La Scatola di Vetro

Sono un tipo curioso, e sono per il FARE più che per il PARLARE comunque cerco continuamente il confronto e di comprendere le motivazioni degli uni e degli altri, sono sempre pronto a ricredermi e a tornare sui miei passi, ma da alcuni anni, ho preso una posizione critica nei riguardi di tutti coloro che si piangono addosso e bla bla….. non c’è più spazio per l’architettura, bla bla….. non c’è più una committenza, bla bla…….. il pubblico il privato……..e via a spellarsi le mani a questo o a quel congresso compiacendosi di trovare tanta gente che come loro è alla ricerca delle ragioni (mal comune mezzo gaudio) dell’incapacità di trovare una committenza che gli consenta di esprimere le loro professionalità.

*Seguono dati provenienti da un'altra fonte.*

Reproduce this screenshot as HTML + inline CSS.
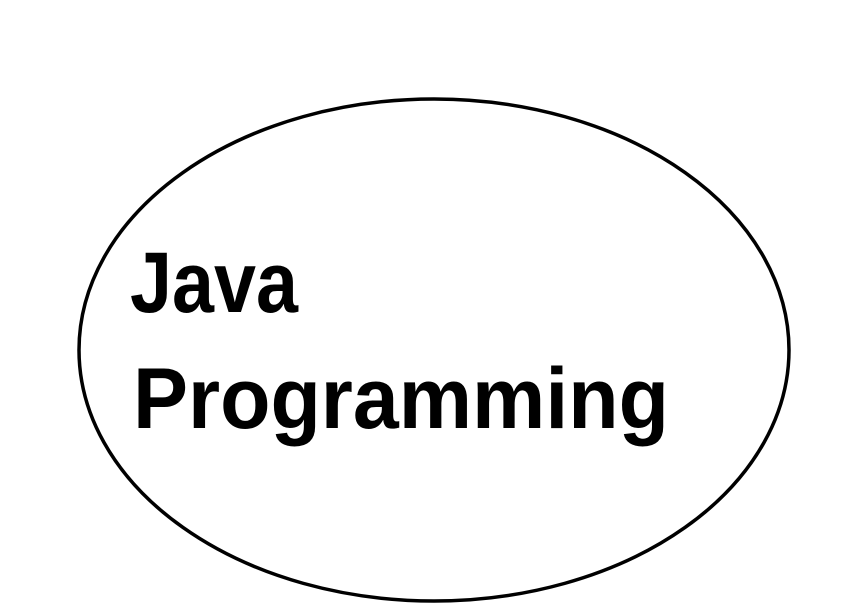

Invece, unitamente ad una committenza sicuramente non qualificata, ma che comunque dopo grandi scazzottate (verbali), si è dimostrata disponibile al confronto, accettando un linguaggio inesplorato perché lontano da quello cognito e tranquillizzante che si trova sfogliando le riviste o nel modulo abitativo del vicino di casa, contenendo le spese all’interno del budget stabilito, l’ho convinta che, a parità di costi e rispettando le norme (e non la prassi) si può FARE qualcosa in più della solita villetta.

“la scatola di vetro”
il vetro, l’acciaio, il legno, in un’architettura di pietra

Nel linguaggio stilistico del progetto, si è cercato di evitare una “storicizzazione” dell’intervento, affiancando l’utilizzo e l’uso di materiali tradizionali come il legno, la pietra nel paramento esterno dell’edificio, i regolini in cotto della pavimentazione esterna, alle più avanzate esperienze nel campo edilizio con le applicazioni dell’acciaio, dei laminati e del vetro.

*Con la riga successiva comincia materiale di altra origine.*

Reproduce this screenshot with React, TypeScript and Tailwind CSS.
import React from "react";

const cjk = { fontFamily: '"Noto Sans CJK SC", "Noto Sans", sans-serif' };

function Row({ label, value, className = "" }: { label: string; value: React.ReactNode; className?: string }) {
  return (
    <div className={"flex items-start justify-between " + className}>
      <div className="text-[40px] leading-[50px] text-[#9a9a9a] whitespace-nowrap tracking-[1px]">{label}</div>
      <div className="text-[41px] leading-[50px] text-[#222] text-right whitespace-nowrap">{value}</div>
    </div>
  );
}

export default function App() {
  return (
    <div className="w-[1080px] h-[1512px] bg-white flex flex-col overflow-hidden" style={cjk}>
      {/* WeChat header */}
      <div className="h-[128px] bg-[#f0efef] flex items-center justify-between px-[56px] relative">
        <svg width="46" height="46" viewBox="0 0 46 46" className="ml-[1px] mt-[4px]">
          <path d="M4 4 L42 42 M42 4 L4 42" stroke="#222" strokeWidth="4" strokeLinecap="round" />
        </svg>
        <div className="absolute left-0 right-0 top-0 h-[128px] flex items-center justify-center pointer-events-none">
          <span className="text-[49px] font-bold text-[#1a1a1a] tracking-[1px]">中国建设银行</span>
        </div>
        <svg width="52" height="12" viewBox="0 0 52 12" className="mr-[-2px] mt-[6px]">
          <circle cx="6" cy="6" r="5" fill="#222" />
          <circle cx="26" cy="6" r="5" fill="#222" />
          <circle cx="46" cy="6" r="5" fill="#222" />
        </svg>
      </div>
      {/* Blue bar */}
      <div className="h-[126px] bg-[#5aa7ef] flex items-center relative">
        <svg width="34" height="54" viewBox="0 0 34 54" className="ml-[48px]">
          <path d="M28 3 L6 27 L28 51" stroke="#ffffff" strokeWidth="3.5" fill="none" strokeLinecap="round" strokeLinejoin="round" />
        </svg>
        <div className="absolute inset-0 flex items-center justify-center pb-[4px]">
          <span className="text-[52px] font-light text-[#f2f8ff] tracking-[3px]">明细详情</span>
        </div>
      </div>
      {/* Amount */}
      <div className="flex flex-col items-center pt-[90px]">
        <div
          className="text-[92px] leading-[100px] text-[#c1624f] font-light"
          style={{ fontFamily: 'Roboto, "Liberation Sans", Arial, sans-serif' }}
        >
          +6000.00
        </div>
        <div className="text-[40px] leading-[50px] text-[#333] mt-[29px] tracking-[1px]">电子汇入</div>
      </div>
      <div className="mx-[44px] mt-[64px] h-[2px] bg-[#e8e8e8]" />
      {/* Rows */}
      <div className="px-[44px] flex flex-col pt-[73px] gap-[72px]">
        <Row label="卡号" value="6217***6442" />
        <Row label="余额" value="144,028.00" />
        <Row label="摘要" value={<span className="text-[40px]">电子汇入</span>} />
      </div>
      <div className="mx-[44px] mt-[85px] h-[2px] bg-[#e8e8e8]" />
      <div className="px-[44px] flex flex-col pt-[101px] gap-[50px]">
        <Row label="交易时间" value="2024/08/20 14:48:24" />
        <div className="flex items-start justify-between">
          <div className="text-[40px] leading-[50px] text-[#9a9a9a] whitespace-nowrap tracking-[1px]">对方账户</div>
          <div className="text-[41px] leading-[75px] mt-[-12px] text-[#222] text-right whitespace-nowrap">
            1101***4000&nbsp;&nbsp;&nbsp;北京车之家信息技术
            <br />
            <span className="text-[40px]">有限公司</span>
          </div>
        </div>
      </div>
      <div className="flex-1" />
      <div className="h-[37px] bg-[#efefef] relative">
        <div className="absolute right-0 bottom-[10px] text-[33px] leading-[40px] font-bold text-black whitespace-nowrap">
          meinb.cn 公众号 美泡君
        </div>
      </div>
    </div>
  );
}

Da tale antitesi derivano i principi cardine del progetto, che si contrappone in maniera netta alle disomogenee tipologie edilizie presenti nel contorno, “contaminandole”. A nord una “quinta di vetro e acciaio”, chiusa e separata dal prospetto ha dato al volume uno sky-line meglio definito, le strutture orizzontali rigorosamente simmetriche, sono organizzate in un’alternanza ritmica che ordina il prospetto conferendogli un maggior rigore, lo spazio incluso tra la “quinta di vetro” della parete nord ed il prospetto arretrato dell’edificio, contiene il corpo scala in struttura in acciaio e legno, questo vuoto nasce, dalla congiunzione tra la proiezione delle linee estreme della copertura e della “quinta di vetro”, unendoli e proporzionando la copertura con il nuovo rapporto dimensionale della unità abitativa, grazie ad una ulteriore linea diagonale data dai contrafforti, che si inserisce perpendicolarmente alla falda, e modifica la “proiezione sul piano verticale” dello stesso edificio.